▶ **Instructions for the task**
Output the material word for word. Leave each picture out.

▶ **Provided material**

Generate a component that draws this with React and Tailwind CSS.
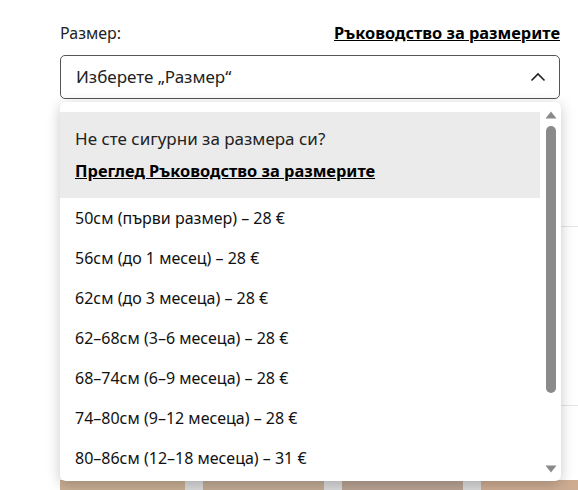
import React from "react";

const options = [
  "50см (първи размер) – 28 €",
  "56см (до 1 месец) – 28 €",
  "62см (до 3 месеца) – 28 €",
  "62–68см (3–6 месеца) – 28 €",
  "68–74см (6–9 месеца) – 28 €",
  "74–80см (9–12 месеца) – 28 €",
  "80–86см (12–18 месеца) – 31 €",
];

export default function App() {
  return (
    <div
      className="relative w-[578px] h-[490px] overflow-hidden bg-white text-[#111]"
      style={{ fontFamily: '"Noto Sans", "Open Sans", sans-serif' }}
    >
      {/* underlying page */}
      <div className="flex flex-col">
        <div className="pl-[60px] w-[560px] pt-[21px]">
          <div className="flex items-center justify-between h-6">
            <span className="text-[16px] text-[#222]">Размер:</span>
            <a className="text-[16.4px] font-bold underline text-black">Ръководство за размерите</a>
          </div>
          <div className="mt-[10px] h-[44px] rounded-[5px] border border-[#555] flex items-center justify-between pl-[15px] pr-[13px]">
            <span className="text-[17px] text-[#222]">Изберете „Размер“</span>
            <svg width="16" height="10" viewBox="0 0 16 10" fill="none">
              <polyline points="1.5,8.5 8,2 14.5,8.5" stroke="#222" strokeWidth="1.6" />
            </svg>
          </div>
        </div>
        <div className="mt-[127px] ml-[300px] h-px bg-[#e5e5e5]" />
        <div className="mt-[178px] ml-[300px] h-px bg-[#e5e5e5]" />
        <div className="mt-[74px] ml-[60px] flex gap-[18px] h-[10px] bg-[#d9d9d9]">
          <div className="w-[125px] bg-[#c7ae93]" />
          <div className="w-[121px] bg-[#c2ab95]" />
          <div className="w-[121px] bg-[#b9a393]" />
          <div className="flex-1 bg-[#cdac92]" />
        </div>
      </div>

      {/* dropdown overlay */}
      <div className="absolute left-[60px] top-[102px] w-[501px] h-[379px] bg-white rounded-[6px] shadow-[0_3px_14px_rgba(0,0,0,0.22)] flex overflow-hidden">
        <div className="flex-1 flex flex-col pt-[10px]">
          <div className="bg-[#ebebeb] px-[15px] pt-[15px] pb-[15px] flex flex-col gap-[8px]">
            <span className="text-[17px] leading-6 text-[#222]">Не сте сигурни за размера си?</span>
            <a className="text-[16.4px] leading-6 font-bold underline text-black">Преглед Ръководство за размерите</a>
          </div>
          {options.map((o) => (
            <div key={o} className="h-[40px] flex items-center px-[15px] text-[16px] text-[#111]">
              {o}
            </div>
          ))}
        </div>
        <div className="w-[21px] flex flex-col items-center pt-[9px] pb-[8px]">
          <svg width="12" height="8" viewBox="0 0 12 8">
            <polygon points="6,0.5 11.5,7.5 0.5,7.5" fill="#8a8a8a" />
          </svg>
          <div className="mt-[7px] w-[10px] h-[267px] rounded-full bg-[#8a8a8a]" />
          <div className="flex-1" />
          <svg width="12" height="8" viewBox="0 0 12 8">
            <polygon points="0.5,0.5 11.5,0.5 6,7.5" fill="#8a8a8a" />
          </svg>
        </div>
      </div>
    </div>
  );
}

▶ **Reply to the exercise**
Generate a component that draws this with React and Tailwind CSS.
import React from "react";

const options = [
  "50см (първи размер) – 28 €",
  "56см (до 1 месец) – 28 €",
  "62см (до 3 месеца) – 28 €",
  "62–68см (3–6 месеца) – 28 €",
  "68–74см (6–9 месеца) – 28 €",
  "74–80см (9–12 месеца) – 28 €",
  "80–86см (12–18 месеца) – 31 €",
];

export default function App() {
  return (
    <div
      className="relative w-[578px] h-[490px] overflow-hidden bg-white text-[#111]"
      style={{ fontFamily: '"Noto Sans", "Open Sans", sans-serif' }}
    >
      {/* underlying page */}
      <div className="flex flex-col">
        <div className="pl-[60px] w-[560px] pt-[21px]">
          <div className="flex items-center justify-between h-6">
            <span className="text-[16px] text-[#222]">Размер:</span>
            <a className="text-[16.4px] font-bold underline text-black">Ръководство за размерите</a>
          </div>
          <div className="mt-[10px] h-[44px] rounded-[5px] border border-[#555] flex items-center justify-between pl-[15px] pr-[13px]">
            <span className="text-[17px] text-[#222]">Изберете „Размер“</span>
            <svg width="16" height="10" viewBox="0 0 16 10" fill="none">
              <polyline points="1.5,8.5 8,2 14.5,8.5" stroke="#222" strokeWidth="1.6" />
            </svg>
          </div>
        </div>
        <div className="mt-[127px] ml-[300px] h-px bg-[#e5e5e5]" />
        <div className="mt-[178px] ml-[300px] h-px bg-[#e5e5e5]" />
        <div className="mt-[74px] ml-[60px] flex gap-[18px] h-[10px] bg-[#d9d9d9]">
          <div className="w-[125px] bg-[#c7ae93]" />
          <div className="w-[121px] bg-[#c2ab95]" />
          <div className="w-[121px] bg-[#b9a393]" />
          <div className="flex-1 bg-[#cdac92]" />
        </div>
      </div>

      {/* dropdown overlay */}
      <div className="absolute left-[60px] top-[102px] w-[501px] h-[379px] bg-white rounded-[6px] shadow-[0_3px_14px_rgba(0,0,0,0.22)] flex overflow-hidden">
        <div className="flex-1 flex flex-col pt-[10px]">
          <div className="bg-[#ebebeb] px-[15px] pt-[15px] pb-[15px] flex flex-col gap-[8px]">
            <span className="text-[17px] leading-6 text-[#222]">Не сте сигурни за размера си?</span>
            <a className="text-[16.4px] leading-6 font-bold underline text-black">Преглед Ръководство за размерите</a>
          </div>
          {options.map((o) => (
            <div key={o} className="h-[40px] flex items-center px-[15px] text-[16px] text-[#111]">
              {o}
            </div>
          ))}
        </div>
        <div className="w-[21px] flex flex-col items-center pt-[9px] pb-[8px]">
          <svg width="12" height="8" viewBox="0 0 12 8">
            <polygon points="6,0.5 11.5,7.5 0.5,7.5" fill="#8a8a8a" />
          </svg>
          <div className="mt-[7px] w-[10px] h-[267px] rounded-full bg-[#8a8a8a]" />
          <div className="flex-1" />
          <svg width="12" height="8" viewBox="0 0 12 8">
            <polygon points="0.5,0.5 11.5,0.5 6,7.5" fill="#8a8a8a" />
          </svg>
        </div>
      </div>
    </div>
  );
}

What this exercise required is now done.